The excited patriotism that followed the Confederate attack on Ft. Sumter began to wane fairly quickly, and the casualty figures for the summer and fall of 1862, added to the Emancipation Proclamation (which seemed to replace the restoration of the Union with the abolition of the Peculiar Institution as President Lincoln’s principal war aim) and economic disruption in the Northwest, provoked significant popular opposition to the war that led to a loss of congressional seats and state legislatures, and of governorships, by the GOP in that year’s fall elections.

The Copperheads, reviled by Republicans then and now as traitors, were simply Northern Democrats who believed in “The Union as it was, the Constitution as it is.”  Their understanding of the Constitution was the traditional one, on which Jefferson Davis took his stand.  Lincoln, by contrast, questioned what he called

the particular sacredness of a State. . . . If a State, in one instance, and a county in another, should be equal in extent of territory, and equal in the number of people, wherein is that State any better than the county?

(Of course, the Constitution nowhere offers grounds for discrimination among the states of the Union in geographical area or any other category, save in representation; while, according to the Maestro’s logic, the state of Texas should outweigh in political influence all of the Northeastern states, and then some.)  D. Jonathan White, in his introductory essay, reduces “the central dilemma” of the Civil War to the fact that “Americans loved their country but Americans also approved of self-government.”

The nine articles in this volume, the first fruit of the Abbeville Institute Press, are all excellent, ranging from a vindication of Franklin Pierce’s understanding of the Constitution (Marshall DeRosa), through an informative discussion of the Copperheads (Professor White); the bloody fanaticism of the Northern clergy (Joe Stromberg); Oliver Wendell Holmes’s ambivalence regarding Lincoln and the war to save the Union (Allen Mendenhall); Lincoln’s oppression of Maryland to prevent her secession (Brion McClanahan); the schism in the Presbyterian Church produced by the war (Richard M. Gamble); the conflict between Yankees and New Yorkers over Lincoln’s bellicosity (R.T. Valentine); and the tyrannical behavior of Indiana’s war governor (John Chodes), down to an account of the resistance by the Philadelphia aristocracy to the President’s war policy (Arthur Trask).  While every contribution is excellent and informative, to my mind the most memorable are Trask’s “Philadelphia Against the War” (also the best written of them) and Stromberg’s “Blood on the Pulpit: Northern Clergymen, the Kingdom of God on Earth, and the Abolition of the South.”
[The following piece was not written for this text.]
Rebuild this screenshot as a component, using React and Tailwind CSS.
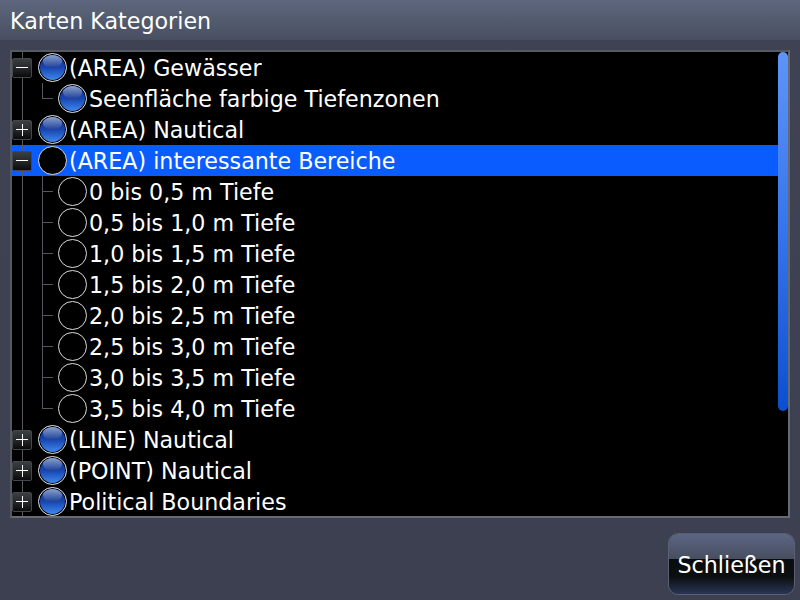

Trask’s “Philadelphia” is a surprising thing.  Pennsylvania, he explains, became first more Whig, then more Republican, as it industrialized, “but it never became anti-slavery or antisouthern.”  Whatever animosity existed in Philadelphia before the war was toward New England and its self-righteous and covetous spirit.

Philadelphia blamed [New Englanders] for the war.  They did not blame slavery or southerners.  In the words of a prominent Philadelphia Democrat, “the same spirit of persecution, which in the history of New England manifested itself from its earliest colonial period, and fastened, from time to time, upon various objects, has for the last twenty-five years been concentrated on the South.”

“Blood on the Pulpit,” on the other hand, is an astonishing revelation of the emotional and spiritual forces at the historical root of a new political conflict shaping up in America today.  Here is a Methodist parson (a proslavery Unionist) speaking against President Johnson in 1866:

The second army of invasion will, as they ought to, make the entire South as God found the earth, without form and void.  They will not, and ought not, to leave one rebel rail-fence, outhouse, one dwelling, in the eleven seceded States.  As for the Rebel population, let them be exterminated.  When the second war is wound up, which should be done with swift destruction, let the land be surveyed and sold out to pay expenses.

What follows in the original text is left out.